Rachel Wood:               21:31                Well, I think it’s one of these enduring mysteries of how complex life came to be on planet earth. It’s fundamental to our existence. I mean, the extraordinary thing about our planet is that it is supporting an extraordinary diversity of complex life. And we don’t even know the bare bones of how that came about. It’s just fundamental to our existence and to the existence of this extraordinary planet that we have, which as far as we know is unique. But I suppose it simply remains absolutely fascinating and enigmatic because it’s this extraordinary crescendo of the origin of animals and the animal groups that we know and love today, but it’s simply remains a conundrum.

Shane Hanlon:              22:31                So it sounds like especially when it comes to certain aspects of science or in this case, fossils, that nothing is quite set in stone. I’m happy that I at least crack myself up on this one. All right, folks. Well, that’s all from third pod from the sun.

Vicky Thompson:           22:55                Thanks so much, Molly, for bringing us this story and to Rachel for sharing her work with us.

Shane Hanlon:              23:00                This episode was produced by Molly with audio engineering from Colin Warren.

Vicky Thompson:           23:05                We’d love to hear your thoughts on this podcast. Please rate and review us. And as always, you can find new episodes on your favorite podcasting app or at thirdpodfromthesun.com.

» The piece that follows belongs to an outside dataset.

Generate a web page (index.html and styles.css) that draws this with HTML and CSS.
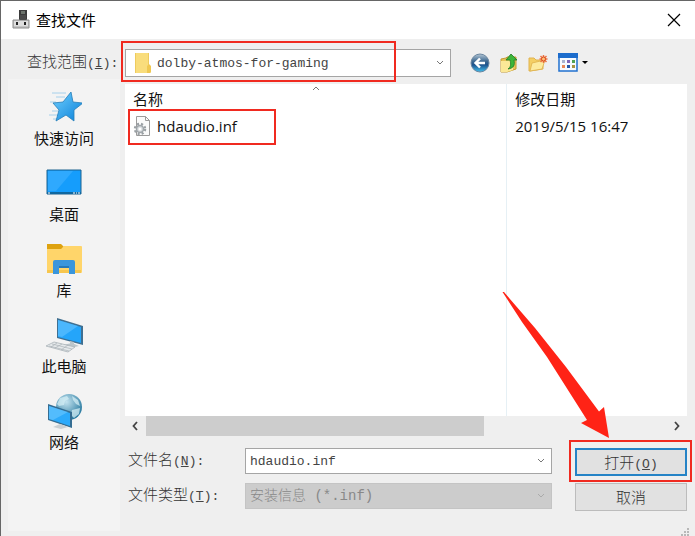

Shane Hanlon:              23:15                Thanks all. And we’ll see you next week. Okay. So then Vicky, you start this one.

Vicky Thompson:           23:28                It’s Cambrian.

Shane Hanlon:              23:31                Well, so that’s the thing, is there a… I think you can say it both ways.

Vicky Thompson:           23:37               Cambrien or Cambrian. Cambrian’s not just like a weird accent thing, Cambrian?

Shane Hanlon:              23:41                So I just called it Cambrian.

Molly Magid:                23:42                I call it Cambrian as well.

Shane Hanlon:              23:44                Yeah.